Hawkins, 73, is a retired construction engineer who worked for the Georgia Department of Transportation for 34 years before joining the private engineering firm of Moreland Altobelli Associates for 14 years. Baker, 64, owns the C&M Market on Joycliff Road and a mobile home park.

Hawkins has lived in Jones County his whole life, while Baker’s family moved to Jones County from his native California when he was a child.

Both men see economic development as a key issue for the county.

Hawkins is proud the county has more than three months of operating expenses in reserve and has held the line on taxes the past five years in tough economic times.

“We have to stretch a dollar as far as we can,” Hawkins said. “We’re in super shape compared to counties our size.”

Baker thinks there’s still fat to cut in the county budget.

“I can bring a tighter budget, cut wasteful spending and a better relationship with the work force, which you learn by being a self-employed businessman,” Baker said.

Baker feels the county has bought too much heavy equipment that sits idle, and thinks it would be cheaper to sell it off and subcontract for those services when needed. He also feels the public works department could operate more efficiently by altering hours to accommodate daylight saving time and improving communication with workers.

One of Hawkins’ first priorities when he took office was to resurrect the North Gray bypass project.

He said he’s spent eight years getting the project moving and wants to see the road completed to alleviate traffic congestion in downtown Gray by shifting tractor-trailers to the bypass.

The loop from Ga. 129 North across Ga. 11 and back into Ga. 22 will be funded by state and federal dollars, Hawkins said.

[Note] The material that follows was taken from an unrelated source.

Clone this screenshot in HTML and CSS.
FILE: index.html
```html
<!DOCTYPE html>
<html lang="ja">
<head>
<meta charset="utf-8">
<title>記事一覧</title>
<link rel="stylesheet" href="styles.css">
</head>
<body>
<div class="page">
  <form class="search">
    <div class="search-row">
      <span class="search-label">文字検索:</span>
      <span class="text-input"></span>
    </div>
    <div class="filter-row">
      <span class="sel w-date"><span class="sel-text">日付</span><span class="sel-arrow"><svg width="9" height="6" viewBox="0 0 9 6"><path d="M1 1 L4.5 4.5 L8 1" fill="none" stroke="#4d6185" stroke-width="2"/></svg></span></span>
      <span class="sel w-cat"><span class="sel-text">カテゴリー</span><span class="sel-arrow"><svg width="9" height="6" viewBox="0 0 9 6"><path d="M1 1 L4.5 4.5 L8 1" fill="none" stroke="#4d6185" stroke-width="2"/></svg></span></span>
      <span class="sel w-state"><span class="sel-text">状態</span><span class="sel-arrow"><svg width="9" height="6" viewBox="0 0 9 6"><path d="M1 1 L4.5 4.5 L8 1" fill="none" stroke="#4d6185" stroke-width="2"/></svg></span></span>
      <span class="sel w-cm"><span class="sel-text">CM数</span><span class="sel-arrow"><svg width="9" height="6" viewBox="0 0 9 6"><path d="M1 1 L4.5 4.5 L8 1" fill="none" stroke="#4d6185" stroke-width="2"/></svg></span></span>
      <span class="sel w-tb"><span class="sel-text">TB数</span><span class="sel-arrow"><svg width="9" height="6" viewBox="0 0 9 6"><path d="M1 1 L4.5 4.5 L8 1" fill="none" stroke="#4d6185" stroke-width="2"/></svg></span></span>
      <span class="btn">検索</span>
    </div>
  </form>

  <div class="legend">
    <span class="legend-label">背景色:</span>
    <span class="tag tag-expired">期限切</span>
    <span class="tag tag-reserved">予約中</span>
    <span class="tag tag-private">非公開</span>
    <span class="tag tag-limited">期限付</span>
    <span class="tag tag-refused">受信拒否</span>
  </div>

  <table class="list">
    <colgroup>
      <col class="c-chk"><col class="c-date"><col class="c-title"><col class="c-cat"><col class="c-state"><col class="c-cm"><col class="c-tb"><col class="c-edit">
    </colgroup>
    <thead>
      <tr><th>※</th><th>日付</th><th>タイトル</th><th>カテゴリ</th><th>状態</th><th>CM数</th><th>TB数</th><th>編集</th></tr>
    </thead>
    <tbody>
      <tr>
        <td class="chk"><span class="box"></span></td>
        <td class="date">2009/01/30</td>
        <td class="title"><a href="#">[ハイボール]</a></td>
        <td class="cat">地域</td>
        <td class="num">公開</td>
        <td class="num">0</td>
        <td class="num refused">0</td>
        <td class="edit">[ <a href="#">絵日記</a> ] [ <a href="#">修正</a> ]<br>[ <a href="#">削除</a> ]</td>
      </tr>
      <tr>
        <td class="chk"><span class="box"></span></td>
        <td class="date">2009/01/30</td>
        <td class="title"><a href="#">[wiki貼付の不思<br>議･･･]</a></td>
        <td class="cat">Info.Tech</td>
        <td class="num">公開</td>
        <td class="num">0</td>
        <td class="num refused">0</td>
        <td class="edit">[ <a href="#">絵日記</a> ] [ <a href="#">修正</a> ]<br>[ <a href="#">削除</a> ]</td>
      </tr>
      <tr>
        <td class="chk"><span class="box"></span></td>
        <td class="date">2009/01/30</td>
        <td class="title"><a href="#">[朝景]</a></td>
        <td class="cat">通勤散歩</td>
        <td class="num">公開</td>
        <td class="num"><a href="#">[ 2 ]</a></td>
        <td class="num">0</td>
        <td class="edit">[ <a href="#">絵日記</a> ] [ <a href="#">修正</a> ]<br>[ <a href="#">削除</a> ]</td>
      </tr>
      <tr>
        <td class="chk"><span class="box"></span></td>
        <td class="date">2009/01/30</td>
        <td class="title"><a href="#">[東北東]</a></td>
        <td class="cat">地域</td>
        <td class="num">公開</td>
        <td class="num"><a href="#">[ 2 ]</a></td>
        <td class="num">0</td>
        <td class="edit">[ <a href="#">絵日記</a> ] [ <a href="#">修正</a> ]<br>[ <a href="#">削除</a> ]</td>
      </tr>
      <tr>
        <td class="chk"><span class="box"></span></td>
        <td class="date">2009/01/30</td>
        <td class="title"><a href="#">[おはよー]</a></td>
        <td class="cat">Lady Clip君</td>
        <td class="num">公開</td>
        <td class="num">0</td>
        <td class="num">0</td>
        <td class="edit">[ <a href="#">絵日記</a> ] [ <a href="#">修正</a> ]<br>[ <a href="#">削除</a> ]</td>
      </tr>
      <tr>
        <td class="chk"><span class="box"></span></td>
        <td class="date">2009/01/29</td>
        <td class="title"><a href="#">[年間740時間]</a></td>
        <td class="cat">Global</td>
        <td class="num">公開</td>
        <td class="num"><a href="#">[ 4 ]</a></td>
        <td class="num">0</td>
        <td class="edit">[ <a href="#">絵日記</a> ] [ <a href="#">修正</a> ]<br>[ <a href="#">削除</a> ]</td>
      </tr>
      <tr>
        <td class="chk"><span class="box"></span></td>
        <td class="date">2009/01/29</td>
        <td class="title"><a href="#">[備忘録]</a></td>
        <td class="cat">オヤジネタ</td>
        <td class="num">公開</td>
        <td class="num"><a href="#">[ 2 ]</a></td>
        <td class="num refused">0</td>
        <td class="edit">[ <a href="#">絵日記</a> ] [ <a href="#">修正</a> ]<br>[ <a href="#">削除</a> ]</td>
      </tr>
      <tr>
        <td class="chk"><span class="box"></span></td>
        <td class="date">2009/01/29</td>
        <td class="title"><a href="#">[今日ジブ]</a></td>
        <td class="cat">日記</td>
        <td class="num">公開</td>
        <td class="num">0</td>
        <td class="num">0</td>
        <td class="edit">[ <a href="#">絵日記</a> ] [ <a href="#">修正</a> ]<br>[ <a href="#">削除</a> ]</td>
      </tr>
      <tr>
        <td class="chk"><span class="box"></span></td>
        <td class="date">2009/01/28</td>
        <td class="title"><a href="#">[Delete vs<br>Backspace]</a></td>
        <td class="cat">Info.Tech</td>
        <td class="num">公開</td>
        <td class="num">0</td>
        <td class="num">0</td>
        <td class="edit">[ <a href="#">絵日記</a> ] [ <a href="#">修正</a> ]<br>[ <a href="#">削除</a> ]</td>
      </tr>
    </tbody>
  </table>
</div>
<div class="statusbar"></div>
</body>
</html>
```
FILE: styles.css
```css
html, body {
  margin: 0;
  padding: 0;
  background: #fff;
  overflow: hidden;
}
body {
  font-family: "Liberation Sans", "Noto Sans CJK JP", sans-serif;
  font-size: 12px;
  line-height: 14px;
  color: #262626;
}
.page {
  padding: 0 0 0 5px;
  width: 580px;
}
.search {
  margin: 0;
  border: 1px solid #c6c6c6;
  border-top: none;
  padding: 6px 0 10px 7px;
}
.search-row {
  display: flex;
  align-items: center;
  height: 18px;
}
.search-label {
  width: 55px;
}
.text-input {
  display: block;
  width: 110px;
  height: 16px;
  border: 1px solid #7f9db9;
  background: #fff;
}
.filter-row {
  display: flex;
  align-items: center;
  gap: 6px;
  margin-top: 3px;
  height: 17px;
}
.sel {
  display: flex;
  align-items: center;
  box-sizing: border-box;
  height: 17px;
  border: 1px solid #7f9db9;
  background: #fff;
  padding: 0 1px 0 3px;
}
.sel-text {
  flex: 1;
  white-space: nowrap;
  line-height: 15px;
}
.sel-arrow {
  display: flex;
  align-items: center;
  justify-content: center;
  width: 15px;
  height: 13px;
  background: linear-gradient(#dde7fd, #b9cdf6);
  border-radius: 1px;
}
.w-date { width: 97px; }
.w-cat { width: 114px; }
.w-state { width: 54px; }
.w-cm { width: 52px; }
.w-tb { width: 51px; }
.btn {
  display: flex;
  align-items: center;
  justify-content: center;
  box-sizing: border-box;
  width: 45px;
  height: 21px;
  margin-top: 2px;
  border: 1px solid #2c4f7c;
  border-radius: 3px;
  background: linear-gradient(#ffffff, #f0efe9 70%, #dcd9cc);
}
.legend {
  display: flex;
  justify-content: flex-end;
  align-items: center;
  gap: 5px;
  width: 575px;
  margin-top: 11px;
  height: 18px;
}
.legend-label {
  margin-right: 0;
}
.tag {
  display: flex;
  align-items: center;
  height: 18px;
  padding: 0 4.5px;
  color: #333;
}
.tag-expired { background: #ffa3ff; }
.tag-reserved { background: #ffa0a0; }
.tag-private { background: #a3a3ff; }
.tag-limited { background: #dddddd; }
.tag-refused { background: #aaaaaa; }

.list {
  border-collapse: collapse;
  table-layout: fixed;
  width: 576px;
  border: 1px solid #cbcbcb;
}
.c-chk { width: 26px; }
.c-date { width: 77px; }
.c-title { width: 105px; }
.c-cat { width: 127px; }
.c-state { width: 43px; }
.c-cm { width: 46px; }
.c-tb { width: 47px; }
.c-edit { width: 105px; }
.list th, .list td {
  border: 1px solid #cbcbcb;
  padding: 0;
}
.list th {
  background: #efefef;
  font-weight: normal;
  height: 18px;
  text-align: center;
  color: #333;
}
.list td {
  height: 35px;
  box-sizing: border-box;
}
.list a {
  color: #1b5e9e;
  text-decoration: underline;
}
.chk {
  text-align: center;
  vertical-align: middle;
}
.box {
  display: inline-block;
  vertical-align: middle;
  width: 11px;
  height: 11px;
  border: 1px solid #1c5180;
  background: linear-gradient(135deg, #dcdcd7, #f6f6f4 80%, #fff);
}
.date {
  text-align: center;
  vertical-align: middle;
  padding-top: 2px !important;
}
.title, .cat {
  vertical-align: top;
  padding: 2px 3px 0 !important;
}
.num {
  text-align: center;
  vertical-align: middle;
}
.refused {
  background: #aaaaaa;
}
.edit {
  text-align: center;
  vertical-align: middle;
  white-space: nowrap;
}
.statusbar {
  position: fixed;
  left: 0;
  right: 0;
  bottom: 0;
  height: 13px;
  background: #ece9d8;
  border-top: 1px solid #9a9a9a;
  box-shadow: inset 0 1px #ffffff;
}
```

He expects construction to begin next summer, but Baker believes the project is not moving fast enough and says he could put more pressure on lawmakers in Atlanta.

Baker wants to upgrade the county water system and pave as many dirt roads as possible. Hawkins, too, would like all the county roads paved, but said budget constraints have not made that possible.

He touts nearly 20 miles of new water lines during his two terms and a new 2-million gallon water tank, which is expected to go online in a couple of weeks. The tank is expected to increase the community’s water supply and water pressure, he said.

Jones County Commission District 4

In the District 4 race, challenger Daylon Martin, 40, said he started watching the Jones County political scene after having to appear twice before the commission -- once for a matter involving his church and the other as a real estate broker negotiating a new business for the community.

“It started to make me realize there were things we could do better, and I questioned whether I had a voice,” said Martin, who moved to his bride’s family home of Jones County when they married 12 years ago. “There are a lot of people who complain about things or murmur, but it’s hard to make a change from the outside.”

Martin, who grew up in Hartford, Conn., wants to be “a compassionate ear to hear and a voice that will be heard.”

Incumbent Commissioner Bert Liston was born in North Carolina and moved to Jones County as a child. His family ran a grocery store from 1963 until he retired in 2000, which he said gave him great experience working with people.

He believes luring more commercial businesses to the community would boost tax revenues to fund more infrastructure improvements, such as paving roads, expanding county water service and enhancing fire service.

Liston is proud of the new fire station that was built in his district. He has also identified property for another station to be built on Ga. 57 with special purpose local option sales tax money, he said.

Fire protection is also a priority for Martin. His family suffered a devastating house fire that could have been a total loss, if it weren’t for the efforts of Jones County volunteers.

Martin directs The Neighborhood Academy, which serves as a private school or day care for 120 children in east Macon. But it’s his prior work as a consultant in corporate America that he feels will better equip him to market Jones County to new industries.

Martin thinks social media and conventional advertising on a national level could put Jones County on the map for those looking for good schools and a low crime rate.

Liston points to the installation of a traffic light on Ga. 49 at Joycliff Road and his successful campaign against the annexation of land into the city of Macon as some of his major accomplishments in office.

He believes he’s the better candidate as a retired person.

“I have the time to devote to the commission, that’s why I waited (to run) until after I retired,” he said.

Martin says he can better empathize with those suffering financially following a personal bankruptcy.

He got into trouble with his 20-unit apartment complex on North Avenue when tenants fell on hard times.

“I didn’t have the heart to evict people, so we carried them for a while and ran empty,” Martin said. “God continued to bless us through the entire process and we were able to stay in our house. I felt a lot of the pain people are feeling.”